Radha de Souza,      “Imperialism: A World After its Own Image”.

The prominence of network thinking in social theory was long preceded by its development in the post-war institutions US imperialism. This talk will trace the historical development of network-thinking in military, economic and media institutions. Network thinking became an integral part of the self-understanding of the projects to transform the Imperial core and came to be understood as universally applicable. Imperial projects to institute network thinking beyond the core, however, expose the limits of its universalisability, as they entail coercive confrontations with substantially different and considerably more resistant social forms.
Ivan Horrocks  “Revolution, transformation and reinvention: questioning the ‘inevitability’ of e-government”

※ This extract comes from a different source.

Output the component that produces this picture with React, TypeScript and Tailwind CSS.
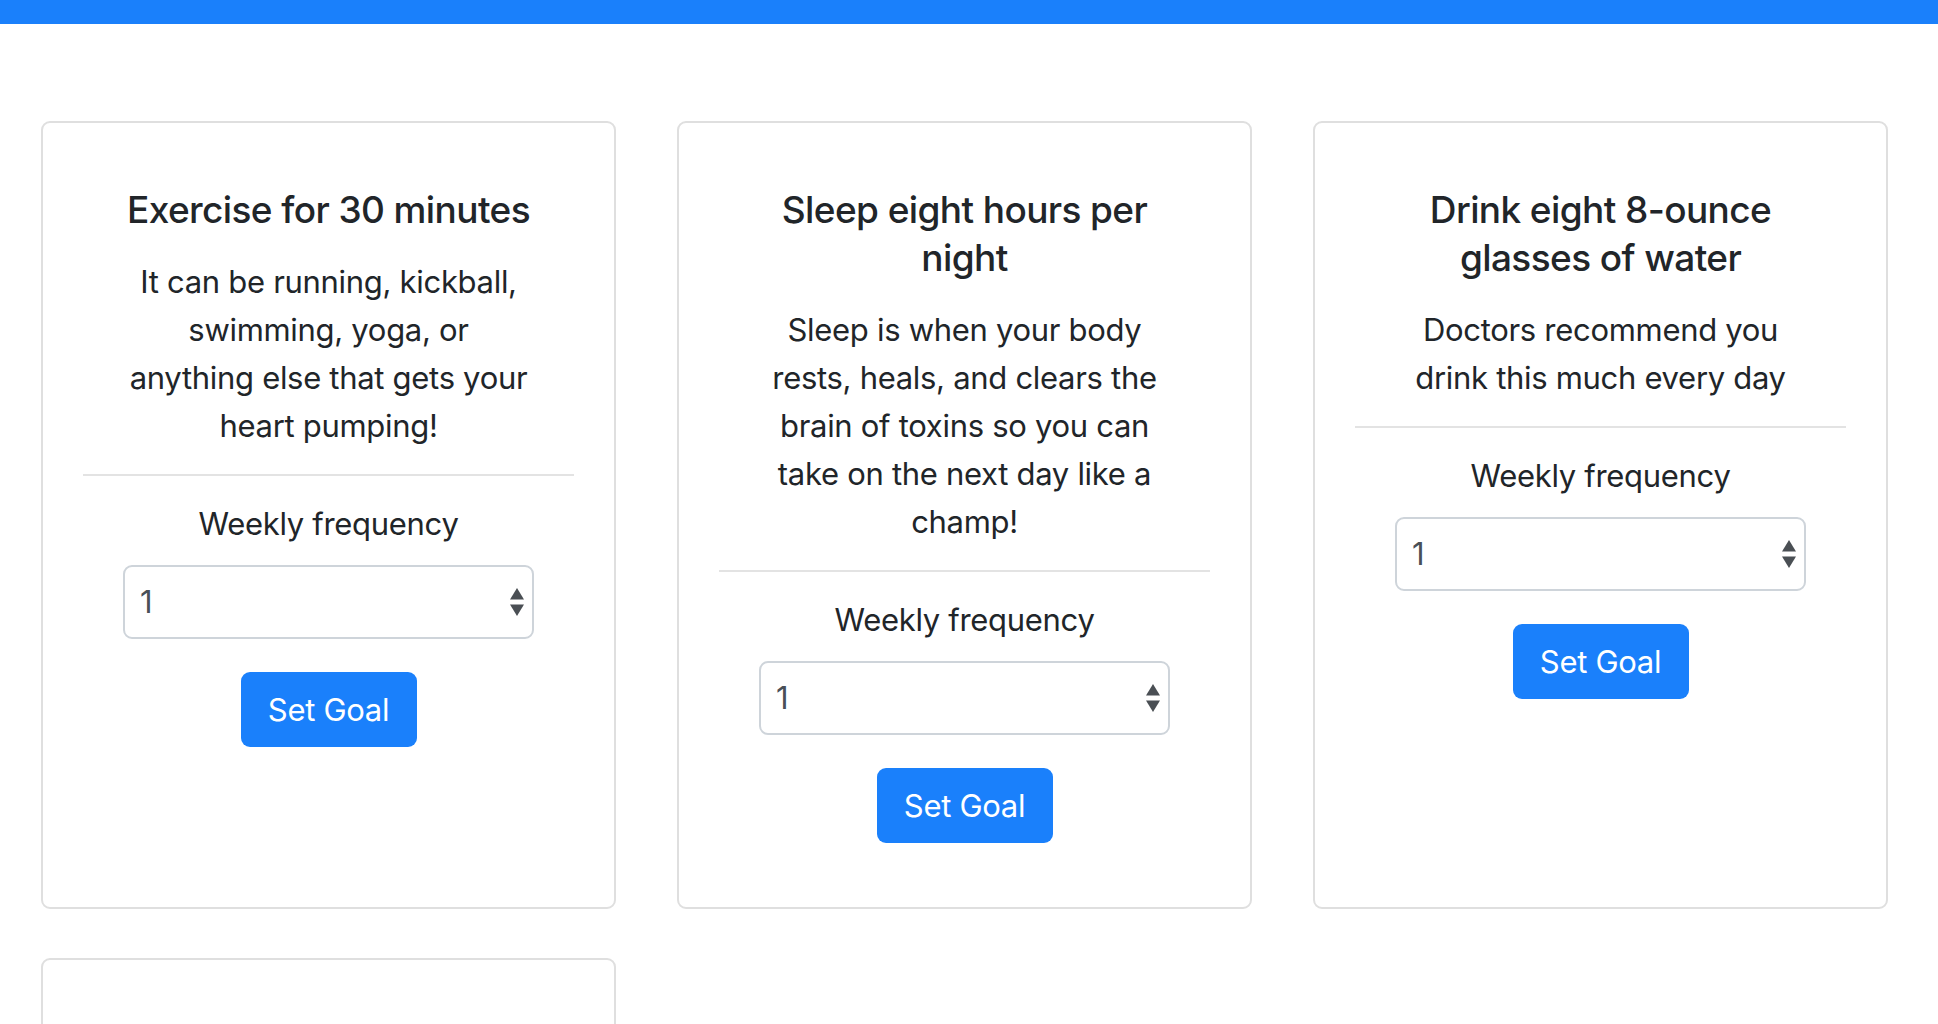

A techno-optimist view which basically sees technology as politically neutral and, more often than not, historically inevitable (and is therefore highly determinist), allied with claims for a fundamental shift in economic and social relations – from terrestrial structures and communities of geography to virtual networks and the ‘space of flows’ – has proved symbolically and ideologically crucial to the dimension of the information age ‘paradigm’ that I focus on in this paper: ‘government for the information age’.    My objective is to present a techno-sceptic and realist critique which argues that far from being revolutionary or inevitable the emergence of information age governance follows an institutional and organisational logic rooted in previous periods of rapid social and technological development. Furthermore, it owes more to the awakening – and subsequent political and economic dominance – of neo-liberalism than it does to technology. To illustrate my argument I briefly trace the development of government for the information age from its roots to its current manifestation – e-government. My argument will be that far from representing a new form of government for the information age, e-government promotes certain forms of consumer and managed democracy, advances the control of the policy process by established commercial interests and structures economic and social relations accordingly.